If you try to cave the topper the same size of the shank it will look wrong ..The smaller size will also make it more difficult to obtian the detail you would want..It does need to stand out so dont worry about staining it the same..This will give you the choice of making it a grizzly or black bear .
 
#5 · (Edited by Moderator)
Postman brought ferrules today, yippee, so went to work on bear head stick. Sanded bear head base to 220 grit and beveled end of topper and end oak shaft. Centered bear and shaft drilled both and glued together with a 1/4" oak dowel. I like your suggestions to contrast bear and shaft. Leaning toward a walnut stain for bear and golden oak for stick. Also this is a relatively small diameter shaft for me, 1 & 1/8" at the grip area, I might wrap this grip area with paracord
 
#9 ·
Bear Stick is finished.

Bear head is walnut stained, stick is stained golden oak.( Tx, gdenboy & cobalt for suggesting a contrasting look) Wrapped the handle with leather suede, wrist strap is brown paracord.
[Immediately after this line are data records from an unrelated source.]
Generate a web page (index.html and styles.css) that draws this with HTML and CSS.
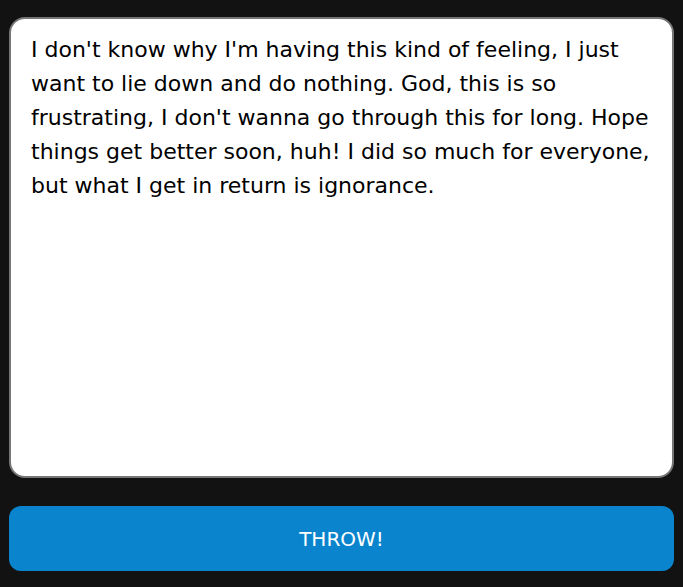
FILE: index.html
```html
<!DOCTYPE html>
<html lang="en">
<head>
<meta charset="utf-8">
<title>Throw</title>
<link rel="stylesheet" href="styles.css">
</head>
<body>
<main class="page">
  <div class="note">I don't know why I'm having this kind of feeling, I just want to lie down and do nothing. God, this is so frustrating, I don't wanna go through this for long. Hope things get better soon, huh! I did so much for everyone, but what I get in return is ignorance.</div>
  <button class="throw" type="button">THROW!</button>
</main>
</body>
</html>
```
FILE: styles.css
```css
html, body {
  margin: 0;
  background: #121212;
}
.page {
  display: flex;
  flex-direction: column;
  gap: 28px;
  padding: 17px 9px 0 9px;
}
.note {
  box-sizing: border-box;
  height: 461px;
  background: #fff;
  border: 2px solid #767676;
  border-radius: 16px;
  padding: 14px 20px;
  font-family: "DejaVu Sans", sans-serif;
  font-size: 22px;
  line-height: 34px;
  color: #000;
}
.throw {
  height: 65px;
  border: none;
  border-radius: 12px;
  background: #0a84cc;
  color: #fff;
  font-family: "DejaVu Sans", sans-serif;
  font-size: 20px;
}
```
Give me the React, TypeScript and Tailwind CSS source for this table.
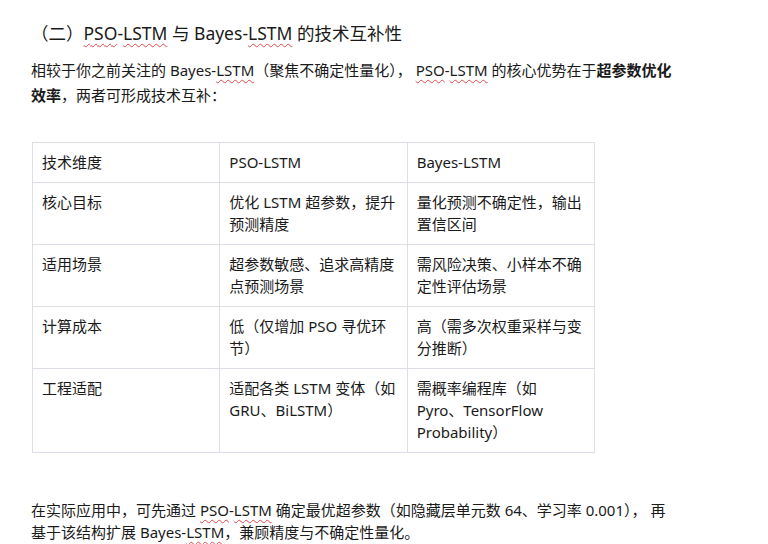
const Wavy = ({ children }: { children: React.ReactNode }) => (
  <span className="underline decoration-wavy decoration-[#e5484d] decoration-1 underline-offset-[3px]">
    {children}
  </span>
)

const rows: { dim: string; pso: React.ReactNode; bayes: React.ReactNode }[] = [
  { dim: "核心目标", pso: "优化 LSTM 超参数，提升预测精度", bayes: "量化预测不确定性，输出置信区间" },
  { dim: "适用场景", pso: "超参数敏感、追求高精度点预测场景", bayes: "需风险决策、小样本不确定性评估场景" },
  { dim: "计算成本", pso: "低（仅增加 PSO 寻优环节）", bayes: "高（需多次权重采样与变分推断）" },
  {
    dim: "工程适配",
    pso: "适配各类 LSTM 变体（如 GRU、BiLSTM）",
    bayes: (
      <>
        需概率编程库（如
        <br />
        Pyro、TensorFlow Probability）
      </>
    ),
  },
]

export default function App() {
  const cell = "border border-[#dcdfe5] px-[9px] pt-[8px] pb-[9px] align-top text-left font-normal leading-[22px]"
  return (
    <div
      className="min-h-[544px] w-[768px] bg-white pl-[31px] pt-[20px] text-[#1a1a1a]"
      style={{ fontFamily: '"Noto Sans", "Noto Sans CJK SC", sans-serif' }}
    >
      {/* 标题 */}
      <h2 className="text-[17.5px] leading-[26px]">
        （二）<Wavy>PSO</Wavy>-<Wavy>LSTM</Wavy> 与 Bayes-<Wavy>LSTM</Wavy> 的技术互补性
      </h2>

      <p className="mt-[12px] w-[648px] text-[15px] leading-[25px]">
        相较于你之前关注的 Bayes-<Wavy>LSTM</Wavy>（聚焦不确定性量化）， <Wavy>PSO</Wavy>-<Wavy>LSTM</Wavy>{" "}
        的核心优势在于<b className="font-bold">超参数优化效率</b>，两者可形成技术互补：
      </p>

      {/* 对比表 */}
      <table className="ml-px mt-[34px] w-[563px] table-fixed border-collapse text-[15px]">
        <thead>
          <tr>
            <th className={cell}>技术维度</th>
            <th className={cell}>PSO-LSTM</th>
            <th className={cell}>Bayes-LSTM</th>
          </tr>
        </thead>
        <tbody>
          {rows.map((r) => (
            <tr key={r.dim}>
              <td className={cell}>{r.dim}</td>
              <td className={cell}>{r.pso}</td>
              <td className={cell}>{r.bayes}</td>
            </tr>
          ))}
        </tbody>
      </table>

      <p className="mt-[46px] w-[648px] text-[15px] leading-[22px]">
        在实际应用中，可先通过 <Wavy>PSO</Wavy>-<Wavy>LSTM</Wavy> 确定最优超参数（如隐藏层单元数 64、学习率 0.001）， 再基于该结构扩展 Bayes-
        <Wavy>LSTM</Wavy>，兼顾精度与不确定性量化。
      </p>
    </div>
  )
}
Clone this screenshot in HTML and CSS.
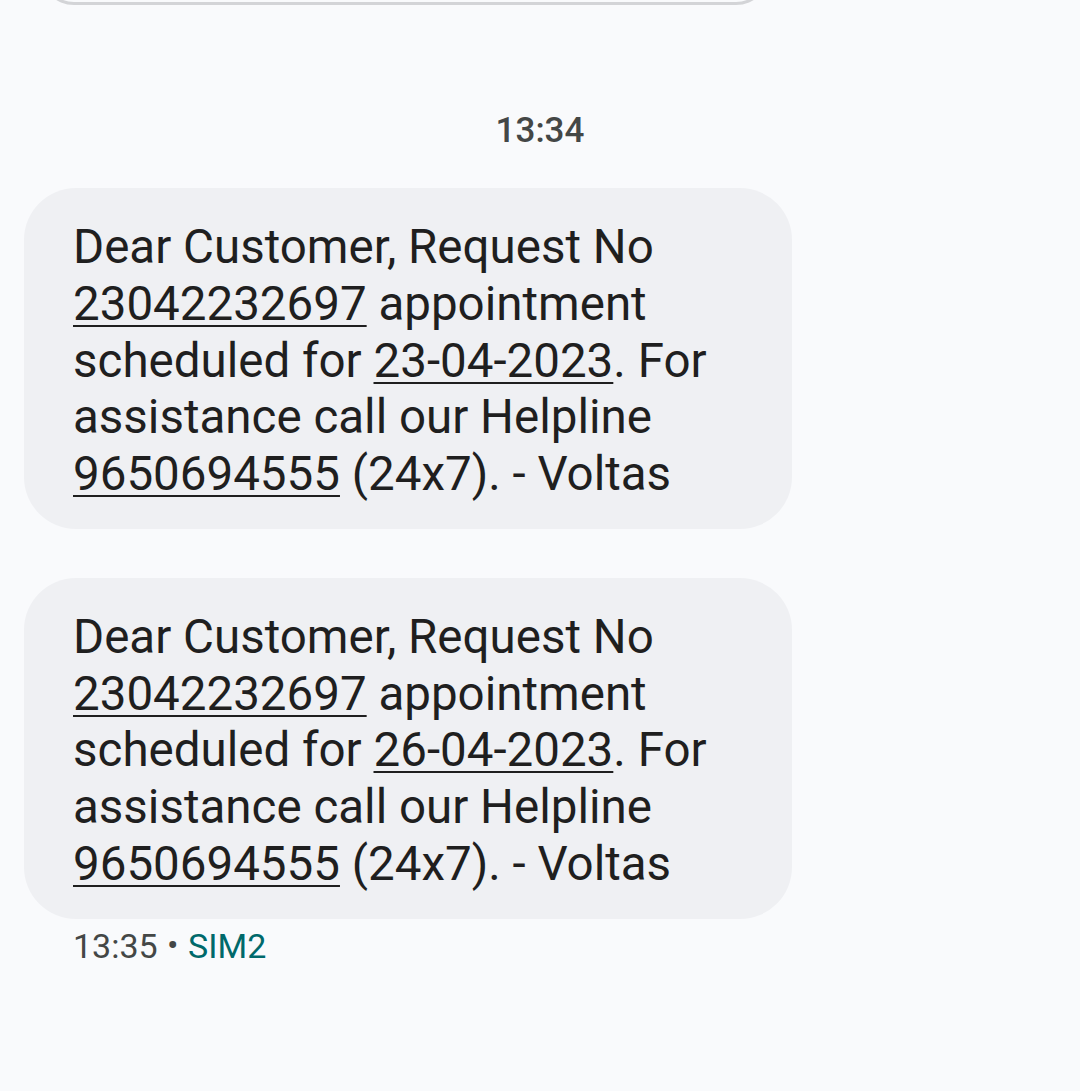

I tried a paracord handle wrap & I didn't like the look, so I went with leather, it increases the diameter enough for a comfortable grip and I like the look and feel in my hand. I used 2 coats of Minwax satin spar urethane for the finish, the first time I have used the spar exterior urethane. I prefer the regular interior urethanes makes a harder smoother finish IMO. I figured I ought to start using spar in case I ever sell one of these, don't know if future owners would be as careful as I am to keep sticks out of rain and excessive sunshine (UV). In future I am going to thin the spar with min spirits to see if I can get a cleaner looking finish.